Noting that the issue over which Sir Stephen and Mr Blair fell out was the referendum on the EU constitution, the leader continues:

Sir Stephen, true to the values of his caste, vigorously opposed the idea of consulting the public. He well understands that the EU would never have got where it is today if each new treaty had been referred to the voters for approval. He can see that people will probably vote "no" to the constitution - not only because of what they read in that document, but also as a surrogate verdict on 30 years of transfers of power to Brussels. For him, as for other Euro-enthusiasts, that is reason enough for not asking them.

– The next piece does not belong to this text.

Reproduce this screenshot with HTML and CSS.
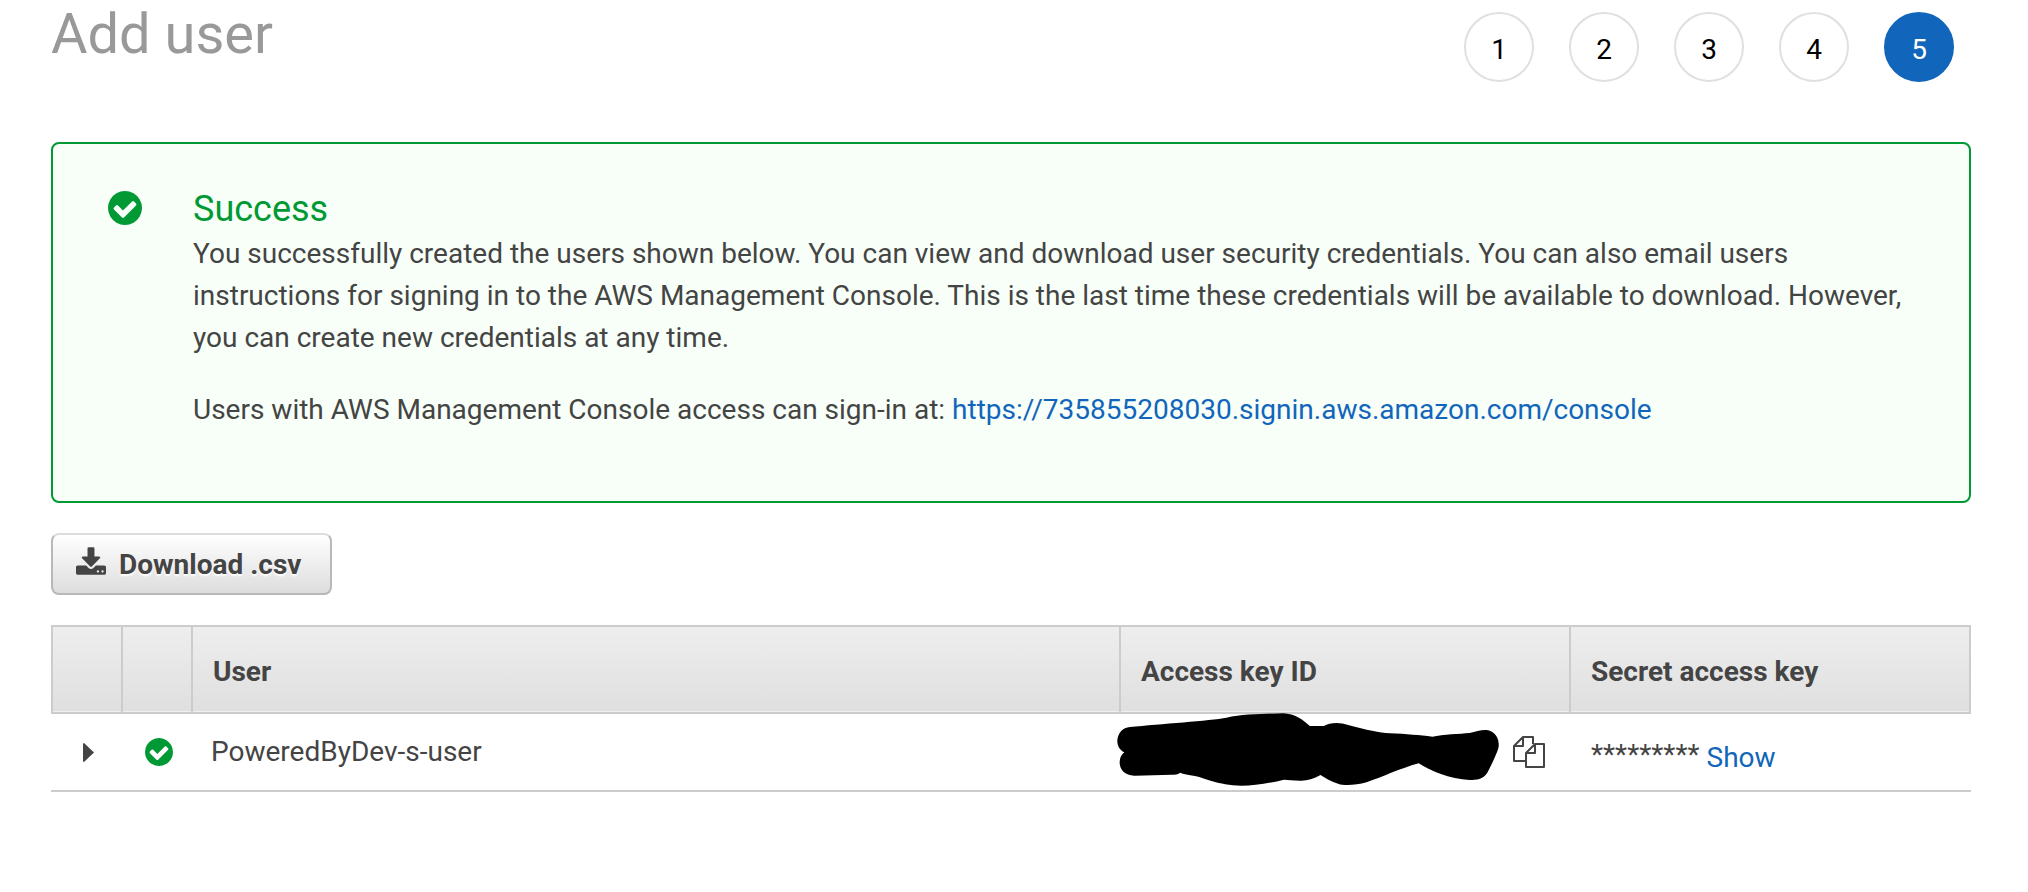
FILE: index.html
```html
<!DOCTYPE html>
<html lang="en">
<head>
<meta charset="utf-8">
<title>Add user</title>
<link rel="stylesheet" href="styles.css">
</head>
<body>
<svg class="sprite" aria-hidden="true">
  <symbol id="check" viewBox="0 128 1536 1536">
    <path d="M1284 734q0-28-18-46l-91-90q-19-19-45-19t-45 19l-408 407-226-226q-19-19-45-19t-45 19l-91 90q-18 18-18 46 0 27 18 45l362 362q19 19 45 19 27 0 46-19l543-543q18-18 18-45zM1536 896q0 209-103 385.500t-279.500 279.500-385.500 103-385.500-103-279.500-279.500-103-385.500 103-385.500 279.500-279.500 385.500-103 385.500 103 279.500 279.500 103 385.500z"/>
  </symbol>
</svg>
<main class="page">
  <header class="header">
    <h1 class="title">Add user</h1>
    <ol class="steps">
      <li class="step">1</li>
      <li class="step">2</li>
      <li class="step">3</li>
      <li class="step">4</li>
      <li class="step step-current" aria-current="step">5</li>
    </ol>
  </header>

  <section class="alert">
    <svg class="alert-icon" aria-hidden="true"><use href="#check"/></svg>
    <div class="alert-body">
      <h2 class="alert-title">Success</h2>
      <p class="alert-text">You successfully created the users shown below. You can view and download user security credentials. You can also email users instructions for signing in to the AWS Management Console. This is the last time these credentials will be available to download. However, you can create new credentials at any time.</p>
      <p class="alert-text">Users with AWS Management Console access can sign-in at: <a class="link" href="https://735855208030.signin.aws.amazon.com/console">https://735855208030.signin.aws.amazon.com/console</a></p>
    </div>
  </section>

  <button class="download" type="button">
    <svg class="download-icon" viewBox="0 0 1664 1536" aria-hidden="true"><path d="M1280 1344q0-26-19-45t-45-19-45 19-19 45 19 45 45 19 45-19 19-45zm256 0q0-26-19-45t-45-19-45 19-19 45 19 45 45 19 45-19 19-45zm128-224v320q0 40-28 68t-68 28h-1472q-40 0-68-28t-28-68v-320q0-40 28-68t68-28h465l135 136q58 56 136 56t136-56l136-136h464q40 0 68 28t28 68zm-325-569q17 41-14 70l-448 448q-18 19-45 19t-45-19l-448-448q-31-29-14-70 17-39 59-39h256v-448q0-26 19-45t45-19h256q26 0 45 19t19 45v448h256q42 0 59 39z"/></svg>
    Download .csv
  </button>

  <table class="users">
    <colgroup>
      <col class="col-expand">
      <col class="col-status">
      <col>
      <col class="col-key">
      <col class="col-secret">
    </colgroup>
    <thead>
      <tr>
        <th></th>
        <th></th>
        <th scope="col">User</th>
        <th scope="col">Access key ID</th>
        <th scope="col">Secret access key</th>
      </tr>
    </thead>
    <tbody>
      <tr>
        <td class="cell-icon">
          <button class="icon-button expand" type="button" aria-label="Expand row">
            <svg class="caret" viewBox="0 0 11 19" aria-hidden="true"><path d="M0 1Q0 0 1 0L11 9.500L1 19Q0 19 0 18z"/></svg>
          </button>
        </td>
        <td class="cell-icon"><svg class="status-icon" role="img" aria-label="Success"><use href="#check"/></svg></td>
        <td class="cell-user">PoweredByDev-s-user</td>
        <td class="cell-key">
          <svg class="redaction" viewBox="51 279 1147 219" role="img" aria-label="Hidden access key"><path d="M90 321C180 312 330 302 380 293C430 282 500 281 550 280C585 281 610 300 630 318L672 318C690 307 720 306 745 315C800 330 840 338 870 340C920 342 960 346 998 350C1030 343 1080 342 1110 339C1130 334 1150 328 1165 331C1190 336 1201 362 1196 385C1190 405 1175 435 1163 458C1150 478 1130 480 1110 480C1050 478 990 452 957 430C900 446 850 470 800 487C770 495 735 499 715 491C695 485 675 474 662 465C640 478 620 483 600 482C580 481 565 480 552 479C500 492 460 497 425 497C350 495 320 475 285 468C265 464 250 462 241 458C232 464 225 464 215 464L105 467C75 468 58 448 59 425C60 412 65 403 73 397C58 390 51 375 52 360C54 340 68 322 90 321Z"/></svg>
          <button class="icon-button copy" type="button" aria-label="Copy access key">
            <svg class="copy-icon" viewBox="0 0 32 32" aria-hidden="true"><path d="M12 25H1V10L10 1H20V8M10 1V10H1M13 17L22 8H31V31H13ZM22 8V17H13"/></svg>
          </button>
        </td>
        <td><div class="secret"><span class="secret-mask">*********</span><a class="link" href="#show">Show</a></div></td>
      </tr>
    </tbody>
  </table>
</main>
</body>
</html>
```
FILE: styles.css
```css
* {
  box-sizing: border-box;
}

body {
  margin: 0;
  background: #fff;
  color: #444;
  font: 28px/42px Roboto, "Liberation Sans", sans-serif;
}

.sprite {
  display: none;
}

.page {
  padding: 0 57px 0 51px;
}

.header {
  display: flex;
  justify-content: space-between;
  align-items: flex-start;
  padding-bottom: 60px;
}

.title {
  margin: 0;
  color: #999;
  font-size: 56px;
  font-weight: 400;
  line-height: 68px;
}

.steps {
  display: flex;
  gap: 35px;
  margin: 0;
  padding: 12px 17px 0 0;
  list-style: none;
}

.step {
  display: flex;
  align-items: center;
  justify-content: center;
  width: 70px;
  height: 70px;
  padding-top: 6px;
  border: 2px solid #e0e0e0;
  border-radius: 50%;
  color: #000;
}

.step-current {
  border-color: #1166bb;
  background: #1166bb;
  color: #fff;
}

.link {
  color: #1166bb;
  text-decoration: none;
}

.alert {
  display: flex;
  gap: 51px;
  padding: 42px 55px 40px;
  border: 2px solid #009933;
  border-radius: 8px;
  background: #f7fff8;
}

.alert-icon {
  flex: none;
  width: 34px;
  height: 34px;
  margin-top: 5px;
  fill: #009933;
}

.alert-title {
  margin: 0 0 1px;
  color: #009933;
  font-size: 36px;
  font-weight: 400;
  line-height: 46px;
}

.alert-text {
  margin: 0 0 30px;
}

.download {
  display: flex;
  align-items: center;
  gap: 13px;
  margin: 30px 0;
  padding: 9px 29px 7px 23px;
  border: 2px solid #b8b8b8;
  border-top-color: #ddd;
  border-radius: 8px;
  background: linear-gradient(#fff, #ddd);
  color: #444;
  font: inherit;
  font-weight: 700;
  text-shadow: 0 2px 2px #fff;
}

.download-icon {
  width: 30px;
  height: 28px;
  margin-bottom: 8px;
  fill: #444;
}

.users {
  width: 100%;
  table-layout: fixed;
  border-collapse: separate;
  border-spacing: 0;
}

.col-expand {
  width: 72px;
}

.col-status {
  width: 70px;
}

.col-key {
  width: 450px;
}

.col-secret {
  width: 400px;
}

.users th {
  height: 89px;
  padding: 24px 20px 19px;
  border: solid #ccc;
  border-width: 2px 2px 2px 0;
  background: linear-gradient(#eee, #dfdfdf);
  box-shadow: inset 0 -1px #f0f0f0;
  font-weight: 700;
  text-align: left;
}

.users th:first-child {
  border-left-width: 2px;
}

.users td {
  height: 78px;
  padding: 0 20px;
  border-bottom: 2px solid #ccc;
}

.users .cell-icon {
  padding: 0 0 0 2px;
}

.users .cell-user {
  padding-left: 18px;
}

.users .cell-key {
  position: relative;
  padding-right: 26px;
}

.icon-button {
  display: block;
  padding: 0;
  border: 0;
  background: none;
}

.expand {
  margin: 0 auto;
}

.copy {
  margin-left: auto;
}

.caret,
.copy-icon,
.status-icon {
  display: block;
}

.caret {
  width: 11px;
  height: 19px;
  fill: #444;
}

.status-icon {
  width: 28px;
  height: 28px;
  margin: 0 auto;
  fill: #009933;
}

.redaction {
  position: absolute;
  top: -1px;
  left: -4px;
  width: 382px;
  height: 73px;
}

.copy-icon {
  width: 32px;
  height: 32px;
  fill: none;
  stroke: #444;
  stroke-width: 2;
  stroke-linejoin: round;
}

.secret {
  display: flex;
  gap: 7px;
  padding-top: 12px;
}

.secret-mask {
  line-height: 36px;
}
```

The EU, as it exists, is the creation of men like Sir Stephen: a bureaucratic construct with little room for democracy. That has been the objection all along.
And that has been the objection – the lack of democracy. Strangely, it is democracy, warts and all, that allows Nattrass and his likes to rant away with their absurd messages, but it is also democracy which allows us to ignore them, and make up our own minds what we want. Sir Stephen Wall would not allow us that privilege.

Nor, indeed would the egregious Mr Brown if it suited him. He is clearly playing his own game in his internal battle with his arch-rival Tony Blair, so it would be unwise to cast him in the role of a friend. One is ever conscious of the role of James Callaghan in the 1975 referendum who, as the token Eurosceptic in Wilson’s cabinet, made a last-minute Damascene conversion to the cause, pulling many doubters into the "yes" camp.

But, if Brown is not our friend, the ones to watch are the cultured Sir Stephen Wall and his ilk, the ranks of fonctionnaires who believe in the managerial concept of government and who regard democracy, at best, as an irritation and generally as an impediment to their plans. While we may be irritated and occasionally appalled by the behaviour of our allies (and doubtless will continue to be), it is as well, occasionally, to remember who the real enemies are.